The letter, dated Friday, 19 December 2008, is from an Englishman living in Thessaloniki, just one of 30 towns and cities affected by the ongoing riots which started in Athens on 6 December 2008.

The letter lists some of the underlying causes of the unrest which sparked the riots.

To read more from this excellent English-language newspapers, click: Athens News.

"Like the teargas, the riots in Greece have poisoned the air and reflect a deeper malaise.

Greece is a country of paradoxes. A poor country with a lot of wealthy people. Expensive cars, but no decent roads to drive them on. A country where houses are kept spotless but no-one could care less about the filthy streets outside their front doors.
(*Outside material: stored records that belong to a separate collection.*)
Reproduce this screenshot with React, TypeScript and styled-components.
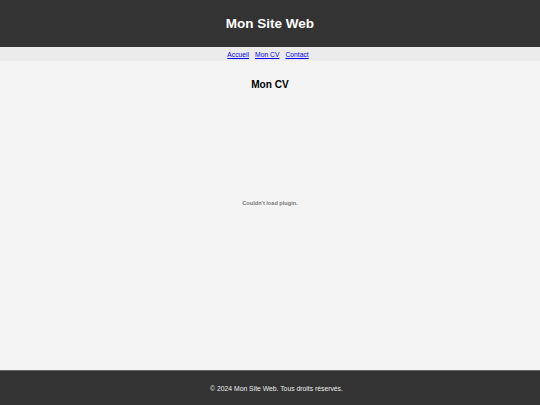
import React from "react";
import styled, { createGlobalStyle } from "styled-components";

const GlobalStyle = createGlobalStyle`
  html, body {
    margin: 0;
    padding: 0;
    background: #f4f4f4;
    font-family: "Liberation Sans", Arial, sans-serif;
  }
`;

const Page = styled.div`
  display: flex;
  flex-direction: column;
  min-height: 405px;
`;

const Header = styled.header`
  height: 47px;
  background: #333333;
  color: #ffffff;
  display: flex;
  align-items: center;
  justify-content: center;
`;

const Title = styled.h1`
  margin: 0;
  font-size: 13.5px;
  font-weight: 700;
`;

const Nav = styled.nav`
  height: 14px;
  padding-right: 4px;
  background: #ebebeb;
  display: flex;
  align-items: center;
  justify-content: center;
  gap: 6px;
`;

const NavLink = styled.a`
  font-size: 6.75px;
  color: #0000ee;
  text-decoration: underline;
`;

const Main = styled.main`
  flex: 1;
  display: flex;
  flex-direction: column;
  align-items: center;
  background: #f4f4f4;
`;

const Heading = styled.h2`
  margin: 18px 0 0;
  font-size: 10.1px;
  font-weight: 700;
  color: #000000;
`;

const PluginBox = styled.div`
  width: 100%;
  height: 222px;
  display: flex;
  align-items: center;
  justify-content: center;
  margin-top: 2px;
`;

const PluginText = styled.span`
  font-size: 5.6px;
  font-weight: 700;
  color: #777777;
`;

const Footer = styled.footer`
  height: 34px;
  padding-left: 13px;
  border-top: 1px solid #666666;
  background: #333333;
  color: #eeeeee;
  display: flex;
  align-items: center;
  justify-content: center;
  font-size: 6.8px;
`;

export default function App() {
  return (
    <>
      <GlobalStyle />
      <Page>
        <Header>
          <Title>Mon Site Web</Title>
        </Header>
        <Nav>
          <NavLink href="#">Accueil</NavLink>
          <NavLink href="#">Mon CV</NavLink>
          <NavLink href="#">Contact</NavLink>
        </Nav>
        <Main>
          <Heading>Mon CV</Heading>
          <PluginBox>
            <PluginText>Couldn't load plugin.</PluginText>
          </PluginBox>
        </Main>
        <Footer>© 2024 Mon Site Web. Tous droits réservés.</Footer>
      </Page>
    </>
  );
}
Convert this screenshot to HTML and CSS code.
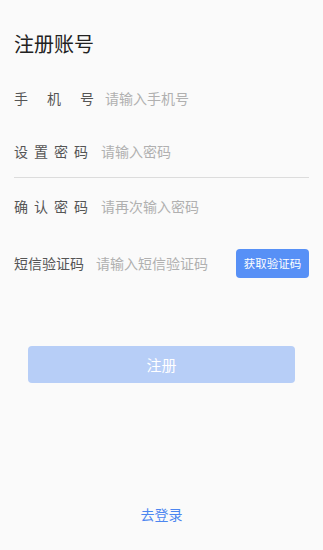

Greeks have no confidence in their institutions, which are very weak. Government is ineffectual. Courts are corrupt and the legal system, literally, hopeless. The police, who many still identify with the military junta of 1967-74, are a law unto themselves. The economy is suffocated by an arrogant, pitiless and pointless bureaucracy. Punitive taxes destroy incentive. The education system short-changes its students. It demands nothing of them and gives them nothing in return.

The riots express the frustration of Greeks. But there is no real will to make the changes needed. They do not want to uproot the legal system to make it work. They do not want to overhaul the education system to provide better quality education. They do not want to reform the bureaucracy and stop the corruption and cronyism.

Not only are Greeks reluctant to commit to the enormous effort this would require, but Greeks, as individuals, fear that if the corruption stops, they will be the only ones to suffer.

Most of the graft is creamed off by a wealthy elite of all political persuasions. They have a vested interest in maintaining the status quo.

Sadly, nothing will change. Inertia will take over and that makes me, a Hellenophile, sad."